Statistical significance is the holy grail of social science research, the sign that an effect in an experiment is real and not an accident. It has its uses. It is indispensable in opinion polling, where a randomly selected sample of people can be statistically enhanced and then assumed to represent a much larger population.
But the participants in behavioral science experiments are almost never randomly selected, and the samples are often quite small. Even the wizardry of statistical significance cannot show them to be representative of any people other than themselves. 2
Ferguson notes that the defenses offered by social scientists inadvertently underscore the inherent dubiousness of the enterprise:
Defenders cited a host of biases to which the original researchers might have succumbed, especially publication bias and selective data bias. And besides, the defenders pointed out, a failed replication doesn’t tell us too much: The original study might be wrong, the replication might be wrong, they might both be wrong or right. Small changes in methodology might influence the results; so might the pool of people the samples are drawn from, depending on age, nation of origin, education level, and a long list of other factors. The original study might be reproducible in certain environments and not in others. The skill of the individual researcher might enter in as well.

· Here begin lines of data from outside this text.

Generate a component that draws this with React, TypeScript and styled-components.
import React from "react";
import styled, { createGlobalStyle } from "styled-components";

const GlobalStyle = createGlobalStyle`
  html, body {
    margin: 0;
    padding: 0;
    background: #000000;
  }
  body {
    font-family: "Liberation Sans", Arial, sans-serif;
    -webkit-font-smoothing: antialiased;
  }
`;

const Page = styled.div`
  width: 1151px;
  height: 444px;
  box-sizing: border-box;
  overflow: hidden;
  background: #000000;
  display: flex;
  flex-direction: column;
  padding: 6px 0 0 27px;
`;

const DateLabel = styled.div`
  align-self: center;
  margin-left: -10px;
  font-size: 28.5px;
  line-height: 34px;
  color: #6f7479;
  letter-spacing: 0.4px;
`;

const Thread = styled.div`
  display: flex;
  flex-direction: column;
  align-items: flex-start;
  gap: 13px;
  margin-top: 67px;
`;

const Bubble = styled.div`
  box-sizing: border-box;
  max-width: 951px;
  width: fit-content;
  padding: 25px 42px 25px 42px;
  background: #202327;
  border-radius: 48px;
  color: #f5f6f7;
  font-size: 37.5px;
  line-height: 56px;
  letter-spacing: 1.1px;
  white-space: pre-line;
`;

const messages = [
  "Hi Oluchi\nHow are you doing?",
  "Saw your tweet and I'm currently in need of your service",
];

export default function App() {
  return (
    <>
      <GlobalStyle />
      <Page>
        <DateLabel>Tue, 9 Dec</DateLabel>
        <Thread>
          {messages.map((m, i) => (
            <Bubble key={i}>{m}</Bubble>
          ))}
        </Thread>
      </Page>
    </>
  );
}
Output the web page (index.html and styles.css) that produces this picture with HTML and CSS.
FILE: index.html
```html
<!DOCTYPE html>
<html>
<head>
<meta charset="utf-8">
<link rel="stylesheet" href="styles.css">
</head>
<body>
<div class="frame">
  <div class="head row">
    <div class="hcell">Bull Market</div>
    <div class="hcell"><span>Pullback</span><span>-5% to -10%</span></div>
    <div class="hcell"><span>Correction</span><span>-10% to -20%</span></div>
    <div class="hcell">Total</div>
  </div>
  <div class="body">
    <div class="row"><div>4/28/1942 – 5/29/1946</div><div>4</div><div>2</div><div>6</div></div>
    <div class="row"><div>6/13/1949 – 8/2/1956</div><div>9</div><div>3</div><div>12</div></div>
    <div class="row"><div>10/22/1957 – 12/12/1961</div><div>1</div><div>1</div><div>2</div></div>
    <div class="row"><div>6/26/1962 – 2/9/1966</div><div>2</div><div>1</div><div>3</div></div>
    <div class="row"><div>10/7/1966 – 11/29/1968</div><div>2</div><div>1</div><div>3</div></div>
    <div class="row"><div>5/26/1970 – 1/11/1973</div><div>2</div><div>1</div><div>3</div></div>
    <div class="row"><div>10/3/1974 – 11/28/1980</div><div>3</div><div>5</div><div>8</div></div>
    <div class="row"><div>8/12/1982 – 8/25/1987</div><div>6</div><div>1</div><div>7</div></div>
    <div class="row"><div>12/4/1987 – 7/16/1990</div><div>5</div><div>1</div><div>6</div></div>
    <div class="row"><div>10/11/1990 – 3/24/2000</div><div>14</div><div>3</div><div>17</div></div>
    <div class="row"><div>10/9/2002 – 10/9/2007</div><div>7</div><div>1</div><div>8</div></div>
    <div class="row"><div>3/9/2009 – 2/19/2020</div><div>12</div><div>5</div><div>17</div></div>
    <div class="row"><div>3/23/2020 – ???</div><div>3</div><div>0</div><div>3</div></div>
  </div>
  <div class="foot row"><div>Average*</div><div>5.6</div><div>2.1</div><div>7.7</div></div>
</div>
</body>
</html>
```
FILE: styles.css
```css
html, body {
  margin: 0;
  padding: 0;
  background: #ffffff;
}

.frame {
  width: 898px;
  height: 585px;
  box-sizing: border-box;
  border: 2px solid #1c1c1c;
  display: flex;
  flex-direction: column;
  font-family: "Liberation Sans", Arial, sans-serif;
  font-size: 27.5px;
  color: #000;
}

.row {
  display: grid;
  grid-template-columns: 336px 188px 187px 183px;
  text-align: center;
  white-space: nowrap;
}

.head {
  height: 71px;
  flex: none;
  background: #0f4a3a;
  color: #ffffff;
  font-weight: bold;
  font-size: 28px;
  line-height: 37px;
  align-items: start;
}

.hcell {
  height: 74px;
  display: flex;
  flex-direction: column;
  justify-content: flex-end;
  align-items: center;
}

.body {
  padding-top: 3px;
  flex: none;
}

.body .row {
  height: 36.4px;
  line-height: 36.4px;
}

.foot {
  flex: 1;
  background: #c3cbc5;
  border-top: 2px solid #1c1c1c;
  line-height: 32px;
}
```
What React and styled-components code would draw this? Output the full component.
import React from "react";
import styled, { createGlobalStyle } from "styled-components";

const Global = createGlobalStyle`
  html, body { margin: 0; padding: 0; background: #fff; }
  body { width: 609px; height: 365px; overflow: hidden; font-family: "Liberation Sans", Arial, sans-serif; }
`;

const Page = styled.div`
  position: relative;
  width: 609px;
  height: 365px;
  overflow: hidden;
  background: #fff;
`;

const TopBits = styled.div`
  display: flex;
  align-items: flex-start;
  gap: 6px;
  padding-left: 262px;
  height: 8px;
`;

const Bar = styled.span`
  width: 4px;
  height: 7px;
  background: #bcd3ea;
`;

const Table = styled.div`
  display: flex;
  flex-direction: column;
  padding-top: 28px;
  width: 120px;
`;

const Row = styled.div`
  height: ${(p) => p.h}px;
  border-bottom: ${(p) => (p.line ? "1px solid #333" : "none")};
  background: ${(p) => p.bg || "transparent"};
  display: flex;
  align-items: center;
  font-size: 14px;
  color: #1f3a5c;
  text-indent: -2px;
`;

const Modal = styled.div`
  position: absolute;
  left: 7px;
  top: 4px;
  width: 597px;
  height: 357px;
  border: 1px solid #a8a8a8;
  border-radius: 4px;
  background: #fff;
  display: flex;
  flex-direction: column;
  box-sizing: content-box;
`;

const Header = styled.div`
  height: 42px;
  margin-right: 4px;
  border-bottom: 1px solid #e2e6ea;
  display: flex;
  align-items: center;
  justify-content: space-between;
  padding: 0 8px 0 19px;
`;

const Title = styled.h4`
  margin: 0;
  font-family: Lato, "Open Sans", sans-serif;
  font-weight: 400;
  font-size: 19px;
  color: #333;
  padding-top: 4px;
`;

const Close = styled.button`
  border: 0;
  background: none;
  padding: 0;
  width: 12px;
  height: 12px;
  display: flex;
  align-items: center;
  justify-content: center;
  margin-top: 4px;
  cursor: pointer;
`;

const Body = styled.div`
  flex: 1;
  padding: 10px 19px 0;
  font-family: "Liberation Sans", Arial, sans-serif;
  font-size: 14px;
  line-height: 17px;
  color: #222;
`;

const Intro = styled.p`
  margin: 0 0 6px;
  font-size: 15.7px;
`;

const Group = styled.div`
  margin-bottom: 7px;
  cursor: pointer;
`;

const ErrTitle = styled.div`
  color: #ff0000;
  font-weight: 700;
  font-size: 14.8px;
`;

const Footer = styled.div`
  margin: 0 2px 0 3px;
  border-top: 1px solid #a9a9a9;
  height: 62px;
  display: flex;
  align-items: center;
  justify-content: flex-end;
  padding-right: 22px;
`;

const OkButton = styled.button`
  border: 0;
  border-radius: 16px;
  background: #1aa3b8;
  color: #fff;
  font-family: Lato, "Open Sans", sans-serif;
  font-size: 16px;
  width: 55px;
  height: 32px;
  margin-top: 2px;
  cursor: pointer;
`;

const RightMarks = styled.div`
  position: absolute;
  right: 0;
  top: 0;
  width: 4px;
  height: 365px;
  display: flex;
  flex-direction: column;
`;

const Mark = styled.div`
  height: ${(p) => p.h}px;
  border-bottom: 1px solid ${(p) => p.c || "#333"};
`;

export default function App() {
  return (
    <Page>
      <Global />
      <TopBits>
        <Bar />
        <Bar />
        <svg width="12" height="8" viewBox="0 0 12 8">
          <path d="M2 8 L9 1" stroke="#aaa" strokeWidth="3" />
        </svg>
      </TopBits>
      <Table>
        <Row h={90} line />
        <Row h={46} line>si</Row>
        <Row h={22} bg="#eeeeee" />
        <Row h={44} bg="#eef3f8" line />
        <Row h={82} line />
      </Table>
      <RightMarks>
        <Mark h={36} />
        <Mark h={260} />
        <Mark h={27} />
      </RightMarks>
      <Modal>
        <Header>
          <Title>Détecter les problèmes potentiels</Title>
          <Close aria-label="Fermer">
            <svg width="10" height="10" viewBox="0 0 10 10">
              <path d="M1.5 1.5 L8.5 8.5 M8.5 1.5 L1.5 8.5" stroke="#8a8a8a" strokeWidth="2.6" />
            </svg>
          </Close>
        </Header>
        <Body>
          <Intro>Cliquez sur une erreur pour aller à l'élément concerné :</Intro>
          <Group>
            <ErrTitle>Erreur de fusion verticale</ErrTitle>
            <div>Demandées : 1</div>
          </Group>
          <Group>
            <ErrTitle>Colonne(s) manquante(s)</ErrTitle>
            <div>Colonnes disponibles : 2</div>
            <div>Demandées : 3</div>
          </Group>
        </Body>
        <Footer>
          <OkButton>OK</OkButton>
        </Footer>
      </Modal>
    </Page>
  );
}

All true! Rarely do social scientists concede so much about the limitations of their trade; the humility is as welcome as it is unexpected. But these are not so much defenses of social psychology as explanations for why it isn’t really science. If the point is to discover universal tendencies that help us predict how human beings will behave, then the fragility of its experimental findings renders them nearly useless. The chasm that separates the psych lab from everyday life looks unbridgeable. And the premise of behavioral science—that the rest of us are victims of unconscious forces that only social scientists can detect—looks to be not merely absurd but pernicious.
For even as it endows social scientists with bogus authority—making them the go-to guys for marketers, ideologues, policymakers, and anyone else who strives to manipulate the public—it dehumanizes the rest of us. The historian and humanist Jacques Barzun noticed this problem 50 years ago in his great book Science: The Glorious Entertainment. Social psychology proceeds by assuming that the objects (a revealing word) of its study lack the capacity to know and explain themselves accurately. This is the capacity that makes us uniquely human and makes self-government plausible. We should know enough to be wary of any enterprise built on its repudiation.
Those who have grown weary of reading about the Milgram experiment, the Zimbardo prison study, and the Mischel marshmallow test will find Ferguson’s article a useful reinforcement to both their native skepticism about the applicability of “psych lab” findings to real life and their nagging suspicion that such findings at best do little but cloak common wisdom—“people obey authority,” “power corrupts,” “self-control is valuable,” etc.—in the regalia of science. Those who take social science more seriously, on the other hand, may still find Ferguson’s criticisms worth pondering, if only in order to refute them—assuming, that is, that they can be refuted.